Thank you all for your help. My own thoughts on the subject are inclined to be leave well be. Time will sort it out. Another cousin is planning to take her to some approriate keep fit classes to build self confidence. Her children will step up and look after Finances etc.
I so agree with you folk w ho have pointed out that it is a generational thing and, having married so young, she is unaware that there were other options.
Although I am a few years older, my life choices presented a completely different pathway.
TBH it would be cruel to push her along just because some of us feel she would get more out of her new life. She does not want to , she wants her husband back and maybe, for the time being, that is where it must stay. Not quite a year yet, but everyone grieves differently.

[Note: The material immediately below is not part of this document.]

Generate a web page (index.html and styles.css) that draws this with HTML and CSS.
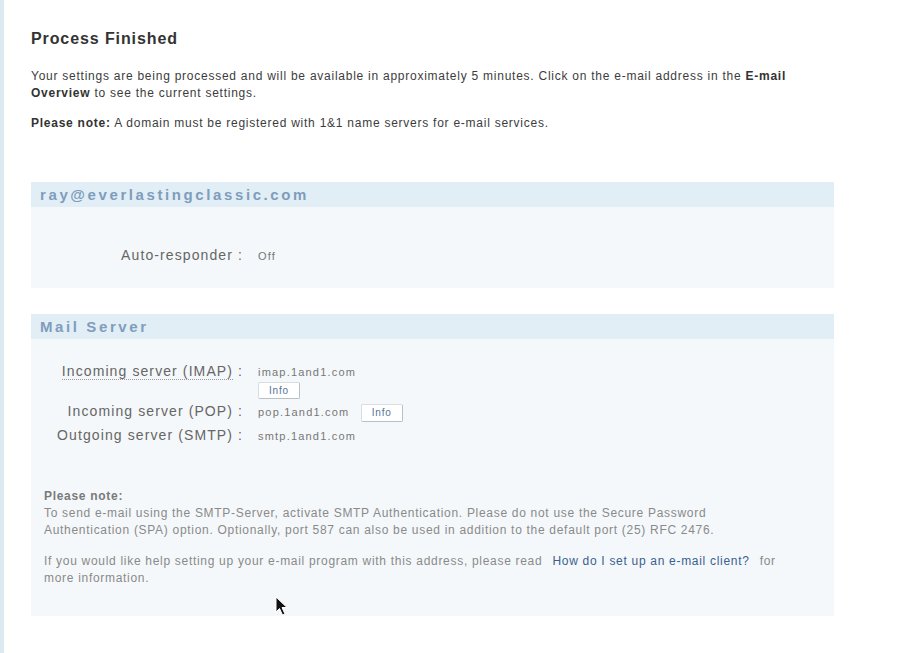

You have all been most kind.

Razzy Sat 12-Jan-19 22:27:25

My dad did everything so when he died in his 70s my mum struggled. She had never written a cheque, done anything financial at all, is hopeless at maths. I let her go at her pace. Luckily they lived at a retirement complex but miles away from me and she doesn’t drive. It took about 3 years for her to start moving forward with her new life. I had to run her finances and all paperwork, with help from my brother. She has now moved closer to me, in another retirement conplex so at least gets to meet others in a similar situation. It is 8 years now and she still gets lonely but can cope. She knows quite a few if her neighbours and I see her and sort out her finances. I think don’t push, she needs time to adjust to the new life that has been forced on her. Grief changes and can cause the person to be angry at the situation but you can’t rush the stages of grief.